Nearly 200 communities in the American West expelled the Chinese from their communities, in many cases violently. And historians call this period the Driving Out.

But the Chinese were still coming in, and communities were upset, and they took matters into their own hands.

Judy Woodruff:

In 1871, a mass lynching in Los Angeles killed at least 17 Chinese immigrants, 14 years later, another attack in Rock Springs, Wyoming. Anti-Chinese policies intensified. The 1892 Geary Act forced Chinese residents to register and carry papers or face deportation.

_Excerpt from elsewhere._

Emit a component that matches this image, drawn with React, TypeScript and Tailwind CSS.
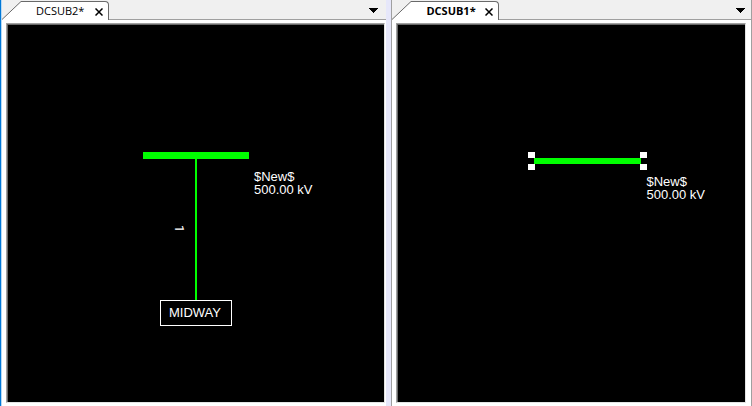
import type { ReactNode } from "react";

type PaneProps = {
  name: string;
  active?: boolean;
  children: ReactNode;
};

function Pane({ name, active = false, children }: PaneProps) {
  return (
    <section className="flex min-w-0 flex-1 flex-col bg-white" aria-label={name}>
      <header className="flex h-5 shrink-0 bg-[#f0f0f0]">
        <div role="tablist" className="flex">
          <svg className="h-5 w-5 shrink-0" viewBox="0 0 20 20" aria-hidden="true">
            <path d="M0 20V19.5L19 1.5H20V20Z" fill="#fff" />
            <path d="M0 19.5L19 1.5H20" fill="none" stroke="#696969" />
          </svg>
          <div className="mt-px flex w-[87px] items-center justify-between rounded-tr-sm border-t border-r border-[#696969] bg-white pr-[5px] pl-3.5">
            <button
              role="tab"
              aria-selected={active}
              className={
                active
                  ? "text-[11px] leading-4 font-bold text-black"
                  : "text-[11px] leading-4 text-black"
              }
            >
              {name}
            </button>
            <button aria-label={`Close ${name}`} className="mt-0.5">
              <svg className="h-2 w-2" viewBox="0 0 8 8" aria-hidden="true">
                <path d="M0.5 0.5L7.5 7.5M7.5 0.5L0.5 7.5" stroke="#000" strokeWidth="1.5" />
              </svg>
            </button>
          </div>
        </div>
        <div
          className={
            active
              ? "flex flex-1 items-center justify-end border-b border-[#a0a0a0] pt-0.5 pr-1.5"
              : "flex flex-1 items-center justify-end border-b border-[#a0a0a0] pt-0.5 pr-2"
          }
        >
          <button aria-label="Open windows">
            <svg className="h-[5px] w-[9px]" viewBox="0 0 9 5" shapeRendering="crispEdges" aria-hidden="true">
              <path d="M0 0H9L4.5 5Z" fill="#000" />
            </svg>
          </button>
        </div>
      </header>
      <div
        className={
          active ? "flex flex-1 pt-[3px] pr-[5px] pb-[3px] pl-1" : "flex flex-1 pt-[3px] pr-px pb-[3px] pl-1"
        }
      >
        <div className="flex flex-1 border border-t-[#a0a0a0] border-r-[#e3e3e3] border-b-[#e3e3e3] border-l-[#a0a0a0]">
          <div className="relative flex-1 overflow-hidden border-t border-l border-[#696969] bg-black text-[13px] leading-[13px] text-white">
            {children}
          </div>
        </div>
      </div>
    </section>
  );
}

function BusLabel() {
  return (
    <>
      $New$
      <br />
      500.00 kV
    </>
  );
}

export default function App() {
  return (
    <main className="flex h-screen bg-[#e6e7fa] font-['Open_Sans','Noto_Sans',sans-serif]">
      <div className="flex min-w-0 flex-[387_1_0%] border-l border-[#0078d7]">
        <div className="flex min-w-0 flex-1 border-l border-[#b9d9f3]">
          <Pane name="DCSUB2*">
            <div className="font-['Liberation_Sans',Arial,sans-serif]">
              <div className="absolute top-[127px] left-[135px] h-[7px] w-[106px] bg-[#00ff00]" />
              <div className="absolute top-[134px] left-[187px] h-[142px] w-0.5 bg-[#00ff00]" />
              <div className="absolute top-[145px] left-[246px] whitespace-nowrap">
                <BusLabel />
              </div>
              <div className="absolute top-[200px] left-[165px] font-['Roboto',sans-serif] [writing-mode:vertical-rl]">
                1
              </div>
              <div className="absolute top-[275px] left-[152px] flex h-[26px] w-[72px] items-center justify-center border border-white pr-0.5 pb-0.5">
                MIDWAY
              </div>
            </div>
          </Pane>
        </div>
      </div>
      <div className="w-[5px] shrink-0" />
      <div className="flex min-w-0 flex-[360_1_0%] border-x border-[#a0a0a0]">
        <Pane name="DCSUB1*" active>
          <div className="font-['Liberation_Sans',Arial,sans-serif]">
            <div className="absolute top-[127px] left-[130px] flex h-[18px] w-[119px] flex-col justify-between">
              <div className="flex justify-between">
                <span className="h-1.5 w-[7px] bg-white" />
                <span className="h-1.5 w-[7px] bg-white" />
              </div>
              <div className="mx-1.5 h-1.5 bg-[#00ff00]" />
              <div className="flex justify-between">
                <span className="h-1.5 w-[7px] bg-white" />
                <span className="h-1.5 w-[7px] bg-white" />
              </div>
            </div>
            <div className="absolute top-[150px] left-[248px] whitespace-nowrap">
              <BusLabel />
            </div>
          </div>
        </Pane>
      </div>
    </main>
  );
}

On the West Coast, many were detained at Angel Island.

Michael Luo:

This is a photograph of an interrogation. And so you would come in, get off the boat, you would be sent to Angel Island and they'd be interrogating you about your story, and so...

Judy Woodruff:

He looks young. It's a young man.

Michael Luo:

Yes. Yes. It's a boy.

Judy Woodruff:

Maybe even a teenager.

Michael Luo:

Yes.

Judy Woodruff:

During his research, Luo found a notebook from a sheriff.

Michael Luo:

It's almost like mug shots.

Judy Woodruff:

Tracking Chinese residents.

Michael Luo:

It's like a record of surveillance, which is really haunting.

Judy Woodruff:

It's creepy.

Michael Luo:

And so some of these things, like, "Gone to China for good, 1900, went to China," and then you start to see this one. You see this one. It says "dead."

But when you look into their faces, like, you're just kind of curious who they are, what their stories are.

Judy Woodruff:

As restrictions grew, so did the resistance, like here at Cooper Union, where Chinese activists gathered in 1892 to protest, led by Wong Chin Foo.

Michael Luo:

It's kind of extraordinary.

Judy Woodruff:

We found a signature from the civil rights organization he co-founded hidden deep within the archives.

Michael Luo:

You come down to September 22, and it says Chinese Equal Rights League.

Judy Woodruff:

Other Chinese community leaders ordered people to refuse registration. It was also during this period that the nationality of San Francisco-born Wong Kim Ark was challenged.

Man:

Everybody in this country gets due process and equal protection.

Judy Woodruff:

Leading to the landmark Supreme Court ruling on birthright citizenship that is again being tested in the courts today.

For Luo, all this history reveals a consistent thread.

Michael Luo:

Difference is hard, I think, in our personal lives, I think in our companies, in our churches, in our schools, and so I think just human nature. I think this is why this kind of experiment that was happening in California, this multiracial experiment, really was a test for us as a country. And we didn't do particularly well in it.

Narrator:

In San Francisco...

Judy Woodruff:

The exclusion era lasted 83 years. Restrictions eased slightly during World War II, but full immigration equality didn't come until 1965, when President Lyndon Johnson signed the Immigration and Nationality Act here in New York at the feet of the Statue of Liberty.

That change helped drive a new wave of migration, including Luo's own parents. Today, the United States is home to the largest Chinese diaspora outside of Asia.

Michael Luo:

This is not just the story of the Chinese in America. It's the story of any number of immigrant groups who have been treated as strangers.

Judy Woodruff:

Is the United States held to a higher standard than other countries?

Michael Luo:

I think we should be, perhaps, when you look at our founding documents that we hold these truths to be self-evident that all men are created equal. I mean, America has always been a place driven by that, the idea of America.

We have stood for these ideals, and so maybe we should be judged by a higher standard.

Judy Woodruff:

For the "PBS News Hour," I'm Judy Woodruff in New York City.